Bettye Anderson, a parishioner at the Cathedral Church of St. Matthew's in Dallas, said she attended the forum because there was an undercurrent that was "uncomfortable, that the Presiding Bishop might not be welcomed here."

But to Anderson's delight, the Presiding Bishop was welcomed and delivered an engaging address. Anderson, an Episcopalian for 48 years, said of the Presiding Bishop: "She's smart, and she's blessed. But then we share the same birth date, March 26, so I suspected she could hold her own."

Jubilee Park commissioned

Anna Huddleston, 11, was among a cadre of volunteer Santa's helpers who greeted Jefferts Schori at the Jubilee Park & Community Center Corp. (JPCCC). The Presiding Bishop commissioned the outreach ministry as an official jubilee center of the Episcopal Church on Dec. 12.

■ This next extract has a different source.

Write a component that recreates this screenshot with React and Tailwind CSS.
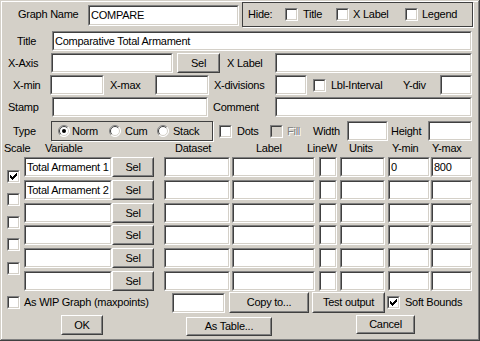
const CHECK = [
  [6, 0], [5, 1], [6, 1], [0, 2], [4, 2], [5, 2], [6, 2],
  [0, 3], [1, 3], [3, 3], [4, 3], [5, 3],
  [0, 4], [1, 4], [2, 4], [3, 4], [4, 4],
  [1, 5], [2, 5], [3, 5], [2, 6],
];

function Sunken({ className = "", inner = "bg-white", children }) {
  return (
    <div className={`shrink-0 border border-t-[#808080] border-l-[#808080] border-r-white border-b-white ${className}`}>
      <div className={`h-full w-full border border-t-[#404040] border-l-[#404040] border-r-[#d4d0c8] border-b-[#d4d0c8] ${inner}`}>
        {children}
      </div>
    </div>
  );
}

function Edit({ className = "", value }) {
  return (
    <Sunken className={className} inner="flex items-center bg-white pl-[1px] overflow-hidden whitespace-nowrap">
      {value}
    </Sunken>
  );
}

function Btn({ className = "", children }) {
  return (
    <div className={`shrink-0 border border-t-white border-l-white border-r-[#404040] border-b-[#404040] ${className}`}>
      <div className="flex h-full w-full items-center justify-center border border-t-[#d4d0c8] border-l-[#d4d0c8] border-r-[#808080] border-b-[#808080] whitespace-nowrap">
        {children}
      </div>
    </div>
  );
}

function Check({ checked, disabled, className = "" }) {
  return (
    <Sunken className={`h-[13px] w-[13px] ${className}`} inner={disabled ? "bg-[#d4d0c8]" : "bg-white"}>
      {checked && (
        <svg width="9" height="9" viewBox="0 0 9 9" shapeRendering="crispEdges" className="block">
          {CHECK.map(([x, y]) => (
            <rect key={`${x}-${y}`} x={x + 1} y={y + 1} width="1" height="1" fill="#000" />
          ))}
        </svg>
      )}
    </Sunken>
  );
}

function Radio({ checked }) {
  return (
    <svg width="12" height="12" viewBox="0 0 12 12" className="shrink-0 block">
      <circle cx="6" cy="6" r="5.5" fill="#fff" />
      <path d="M2.1 9.9 A5.5 5.5 0 0 1 9.9 2.1" stroke="#808080" fill="none" />
      <path d="M9.9 2.1 A5.5 5.5 0 0 1 2.1 9.9" stroke="#fff" fill="none" />
      <path d="M2.8 9.2 A4.5 4.5 0 0 1 9.2 2.8" stroke="#404040" fill="none" />
      <path d="M9.2 2.8 A4.5 4.5 0 0 1 2.8 9.2" stroke="#d4d0c8" fill="none" />
      {checked && <circle cx="6" cy="6" r="2" fill="#000" />}
    </svg>
  );
}

function L({ w, className = "", children }) {
  return <span className={`shrink-0 whitespace-nowrap ${w} ${className}`}>{children}</span>;
}

const rows = [
  { v: "Total Armament 1", min: "0", max: "800", top: "mt-0" },
  { v: "Total Armament 2", top: "mt-[3px]" },
  { v: "", top: "mt-[3px]" },
  { v: "", top: "mt-[2px]" },
  { v: "", top: "mt-[3px]" },
  { v: "", top: "mt-[3px]" },
];

export default function App() {
  return (
    <div className="flex h-[341px] w-[480px] flex-col overflow-hidden bg-[#d4d0c8] font-['Liberation_Sans',Arial,sans-serif] text-[11px] leading-none tracking-[-0.25px] text-black shadow-[inset_-1px_-1px_0_#404040,inset_1px_1px_0_#d4d0c8,inset_-2px_-2px_0_#808080,inset_2px_2px_0_#fff]">
      {/* graph name + hide */}
      <div className="mt-[2px] flex h-[25px] shrink-0 items-center">
        <L w="ml-[18px] w-[70px]">Graph Name</L>
        <Edit className="mt-[1px] h-[21px] w-[151px]" value="COMPARE" />
        <div className="ml-[3px] flex h-[25px] w-[231px] shrink-0 items-center border border-[#404040] shadow-[1px_1px_0_#fff]">
          <L w="ml-[5px] w-[37px]">Hide:</L>
          <Check />
          <L w="ml-[5px] w-[33px]">Title</L>
          <Check />
          <L w="ml-[4px] w-[52px]">X Label</L>
          <Check />
          <L w="ml-[4px]">Legend</L>
        </div>
      </div>

      <div className="mt-[4px] flex h-[20px] shrink-0 items-center">
        <L w="ml-[17px] w-[35px]">Title</L>
        <Edit className="h-[20px] w-[420px]" value="Comparative Total Armament" />
      </div>

      <div className="mt-[2px] flex h-[20px] shrink-0 items-center">
        <L w="ml-[8px] w-[43px]">X-Axis</L>
        <Edit className="h-[20px] w-[122px]" />
        <Btn className="ml-[4px] h-[20px] w-[43px]">Sel</Btn>
        <L w="ml-[7px] w-[48px]">X Label</L>
        <Edit className="h-[20px] w-[197px]" />
      </div>

      <div className="mt-[2px] flex h-[20px] shrink-0 items-center">
        <L w="ml-[13px] w-[37px]">X-min</L>
        <Edit className="h-[20px] w-[54px]" />
        <L w="ml-[6px] w-[45px]">X-max</L>
        <Edit className="h-[20px] w-[54px]" />
        <L w="ml-[5px] w-[61px]">X-divisions</L>
        <Edit className="h-[20px] w-[32px]" />
        <Check className="ml-[6px]" />
        <L w="ml-[5px] w-[72px]">Lbl-Interval</L>
        <L w="w-[37px]">Y-div</L>
        <Edit className="h-[20px] w-[32px]" />
      </div>

      <div className="mt-[2px] flex h-[20px] shrink-0 items-center">
        <L w="ml-[8px] w-[44px]">Stamp</L>
        <Edit className="h-[20px] w-[156px]" />
        <L w="ml-[5px] w-[62px]">Comment</L>
        <Edit className="h-[20px] w-[197px]" />
      </div>

      {/* type row */}
      <div className="mt-[4px] flex h-[20px] shrink-0 items-center">
        <L w="ml-[13px] w-[38px]">Type</L>
        <div className="flex h-[20px] w-[162px] shrink-0 items-center border border-[#404040] shadow-[1px_1px_0_#fff]">
          <span className="ml-[6px]" />
          <Radio checked />
          <L w="ml-[2px] w-[37px]">Norm</L>
          <Radio />
          <L w="ml-[4px] w-[32px]">Cum</L>
          <Radio />
          <L w="ml-[4px]">Stack</L>
        </div>
        <Check className="ml-[6px]" />
        <L w="ml-[5px] w-[33px]">Dots</L>
        <Check disabled />
        <L w="ml-[4px] w-[26px]" className="text-[#808080] [text-shadow:1px_1px_0_#fff]">Fill</L>
        <L w="w-[34px]">Width</L>
        <Edit className="h-[20px] w-[41px]" />
        <L w="ml-[3px] w-[37px]">Height</L>
        <Edit className="h-[20px] w-[44px]" />
      </div>

      {/* column headers */}
      <div className="mt-[1px] flex h-[12px] shrink-0 items-center">
        <L w="ml-[4px] w-[41px]">Scale</L>
        <L w="w-[130px]">Variable</L>
        <L w="w-[81px]">Dataset</L>
        <L w="w-[51px]">Label</L>
        <L w="w-[42px]">LineW</L>
        <L w="w-[43px]">Units</L>
        <L w="w-[40px]">Y-min</L>
        <L w="">Y-max</L>
      </div>

      {/* variable table */}
      <div className="mt-[3px] flex shrink-0">
        <div className="ml-[7px] flex w-[13px] shrink-0 flex-col">
          <Check checked className="mt-[13px]" />
          <Check className="mt-[10px]" />
          <Check className="mt-[10px]" />
          <Check className="mt-[9px]" />
          <Check className="mt-[11px]" />
        </div>
        <div className="ml-[4px] flex flex-col">
          {rows.map((r, i) => (
            <div key={i} className={`flex h-[20px] items-center ${r.top}`}>
              <Edit className="h-[20px] w-[88px]" value={r.v} />
              <Btn className="h-[20px] w-[42px]">Sel</Btn>
              <Edit className="ml-[10px] h-[20px] w-[66px]" />
              <Edit className="ml-[2px] h-[20px] w-[83px]" />
              <Edit className="ml-[4px] h-[20px] w-[18px]" />
              <Edit className="ml-[3px] h-[20px] w-[45px]" />
              <Edit className="ml-[3px] h-[20px] w-[42px]" value={r.min} />
              <Edit className="ml-[1px] h-[20px] w-[41px]" value={r.max} />
            </div>
          ))}
        </div>
      </div>

      {/* wip row */}
      <div className="mt-[1px] flex h-[21px] shrink-0 items-center">
        <Check className="ml-[7px]" />
        <L w="ml-[4px] w-[148px]">As WIP Graph (maxpoints)</L>
        <Edit className="h-[20px] w-[53px]" />
        <Btn className="ml-[4px] h-[21px] w-[80px]">Copy to...</Btn>
        <Btn className="ml-[3px] h-[21px] w-[73px]">Test output</Btn>
        <Check checked className="ml-[2px]" />
        <L w="ml-[5px]">Soft Bounds</L>
      </div>

      {/* dialog buttons */}
      <div className="mt-[2px] flex h-[22px] shrink-0 items-start">
        <Btn className="ml-[61px] h-[20px] w-[42px]">OK</Btn>
        <Btn className="ml-[83px] mt-[2px] h-[19px] w-[86px]">As Table...</Btn>
        <Btn className="ml-[84px] h-[19px] w-[59px]">Cancel</Btn>
      </div>
    </div>
  );
}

Huddleston was serving as a "personal shopper" to assist residents of the Jubilee Neighborhood, a 62-block area in southeast Dallas adopted by St. Michael & All Angels Church and other agencies. By mid-afternoon she estimated she'd helped 20 parents select clothing and gifts from among donated Barbie dolls, bumpy grab balls, plastic pop beads, Candyland and other board games, Etch-a-Sketches and hundreds of toys, two per child per family. The gifts were made available free of charge to residents who had volunteered at least 30 hours at the center as part of its "I Believe in Angels" program.

Huddleston said it was important to volunteer because "I'm a girl and if a boy was the shopper for a family with girls he might not know what to get them." Free gift-wrapping services were also available.

Yvonne Granger, a Jubilee neighborhood resident whose six children attended the Jubilee Center since it began 12 years ago, and Oscar Salinas, 15, both told the Presiding Bishop that the center changed their lives.

"It kept my kids doing positive things, kept them focused on homework. My family is doing better in life, period, because of this place," said Granger, who resides in one of the homes built by St. Michael's, in collaboration with other agencies.

Salinas said he spends his spare time at the Jubilee Center because it has made a difference in his family's life. His mother, Miriam Salinas, received an award on Dec. 12 for her dedication to the center. "No matter what I'm doing I will always have time for the Jubilee Center," he said.

Peggy Polk, manager of David's Place, part of the JPCCC, said that through the Head Start program "more of the children are having a better start." But she added: "Now we want them to have a better finish ... to see kids enter college, to add stronger parenting programs, to go into the homes and help in whatever way possible."